In a fun and metaphorical way, grasp's client used to compare its approximation to its clients with a hunter who goes through the woods and eats berries one day, then eats a partridge the next day, then perhaps one lucky day manages to hunt down a boar... This hunter knows that big game hunting is not his thing, and yet, he hasn't clearly defined what type of animals he's trying to hunt and how much effort is needed to manage it. Defining the "game to be hunted", by taking into account their brand platform, business model and market situation, was the target of the day.

The company's director suggested involving the whole team. He had them leave their offices one morning and spend it designing a joint strategy that they felt as theirs because it was the result of a team effort in which everyone had had the chance to express their own point of view.

In order to determine what the point of departure was, to get everybody into the right mood and to carry out an ethnographic analysis, a brief questionnaire was sent to the workers and answered by 80% of them. The answers made it clear that the company believed that treating its clients in a close and humane manner was important when it came to both capturing their interests and ensuring their loyalty. However, despite the fact that all workers had their own ideas, there was no common image of who this ideal clients were, what their size, activity and interlocutor was, or how to reach them and address them. On top of this, one of the central values for this brand that grasp defined when it created its strategy –proactivity– had clearly not been implemented, since the actions that they were taking to find new clients were almost inexistent.

The workshop took place in Dcollab. Leaving the workspace is recommended for this type of workshops. It allows a better level of engagement and relax through an elimination of the day-to-day distractions and a focus on the target.

We began with a brief meditation session, in order to help the participants focus on the here and now, leaving other occupations and worries aside.

Then we opened our toolbox, explained how it all functioned and began to work. The idea was to make sure that all the participants engaged in the task, so we made the rules clear at the beginning and asked for all phones to be switched off so that the attention was kept focused. We began with the example of a solid, notorious, Spanish brand with a strategy that was clearly oriented towards the client. Using an empathy map, we personified this client in a specific executive, with a specific name. We tried to get into his head and understand his motivations and aspirations, as well as his obstacles and frustrations. This analysis allowed the participants to clearly see what the type of clients that they were more interested in focusing on were, both because of their value proposal and because of their costs structure.

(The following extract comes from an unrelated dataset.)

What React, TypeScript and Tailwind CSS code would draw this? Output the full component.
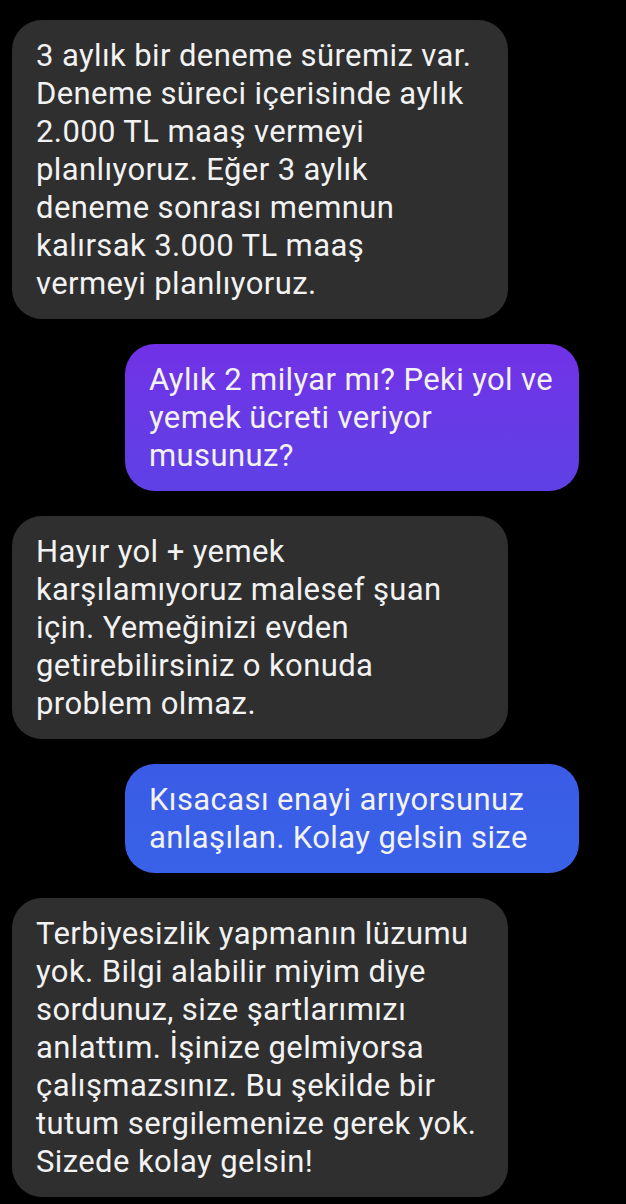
import React from "react";

const font = { fontFamily: "Roboto, 'Noto Sans', sans-serif" };

function Lines({ lines }: { lines: string[] }) {
  return (
    <>
      {lines.map((l, i) => (
        <div key={i} className="whitespace-nowrap">
          {l}
        </div>
      ))}
    </>
  );
}

export default function App() {
  return (
    <div
      className="min-h-[1204px] w-[626px] bg-black pt-[20px] text-[31px] leading-[38px] tracking-[0.4px] text-[#f2f2f2]"
      style={font}
    >
      <div className="flex flex-col gap-[25px]">
        <div className="ml-[12px] w-[496px] rounded-[30px] bg-[#2f2f2f] pl-[24px] pr-[16px] pt-[17px] pb-[16px]">
          <Lines
            lines={[
              "3 aylık bir deneme süremiz var.",
              "Deneme süreci içerisinde aylık",
              "2.000 TL maaş vermeyi",
              "planlıyoruz. Eğer 3 aylık",
              "deneme sonrası memnun",
              "kalırsak 3.000 TL maaş",
              "vermeyi planlıyoruz.",
            ]}
          />
        </div>
        <div className="ml-[125px] w-[454px] rounded-[30px] bg-gradient-to-b from-[#7131e6] to-[#5e41e6] pl-[24px] pr-[16px] pt-[17px] pb-[16px]">
          <Lines
            lines={[
              "Aylık 2 milyar mı? Peki yol ve",
              "yemek ücreti veriyor",
              "musunuz?",
            ]}
          />
        </div>
        <div className="ml-[12px] w-[496px] rounded-[30px] bg-[#2f2f2f] pl-[24px] pr-[16px] pt-[17px] pb-[16px]">
          <Lines
            lines={[
              "Hayır yol + yemek",
              "karşılamıyoruz malesef şuan",
              "için. Yemeğinizi evden",
              "getirebilirsiniz o konuda",
              "problem olmaz.",
            ]}
          />
        </div>
        <div className="ml-[125px] w-[454px] rounded-[30px] bg-gradient-to-b from-[#3b5be6] to-[#3862e8] pl-[24px] pr-[16px] pt-[17px] pb-[16px]">
          <Lines
            lines={["Kısacası enayi arıyorsunuz", "anlaşılan. Kolay gelsin size"]}
          />
        </div>
        <div className="ml-[12px] w-[496px] rounded-[30px] bg-[#2f2f2f] pl-[24px] pr-[16px] pt-[17px] pb-[16px]">
          <Lines
            lines={[
              "Terbiyesizlik yapmanın lüzumu",
              "yok. Bilgi alabilir miyim diye",
              "sordunuz, size şartlarımızı",
              "anlattım. İşinize gelmiyorsa",
              "çalışmazsınız. Bu şekilde bir",
              "tutum sergilemenize gerek yok.",
              "Sizede kolay gelsin!",
            ]}
          />
        </div>
      </div>
    </div>
  );
}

The typology of the ideal client was thus defined, and we also managed to collect in that same meeting a huge number of action proposals and specific commitments on behalf of  certain participants, who took over the responsibility of implementing them.

And in just three hours, we managed to:

.     Tear down the barriers between the different offices, make the participants feel part of the same ship and improve their knowledge of what is usually done by their colleagues, with whom they normally barely even crossed words.

.     Break down business cards and hierarchies for a few hours, making all ideas, junior and senior, count equally.

.     Engage the participants, with our help, in a joint reflection about who they wished to have as their clients.

.     Collect a group of action proposals on behalf of all the team members to better reach the clients and, more importantly, commitments on behalf of specific participants to carry them through.

In short, we helped a company focus their orientation towards the client, we began a professional collaboration and started a new joint service that we wish will last long.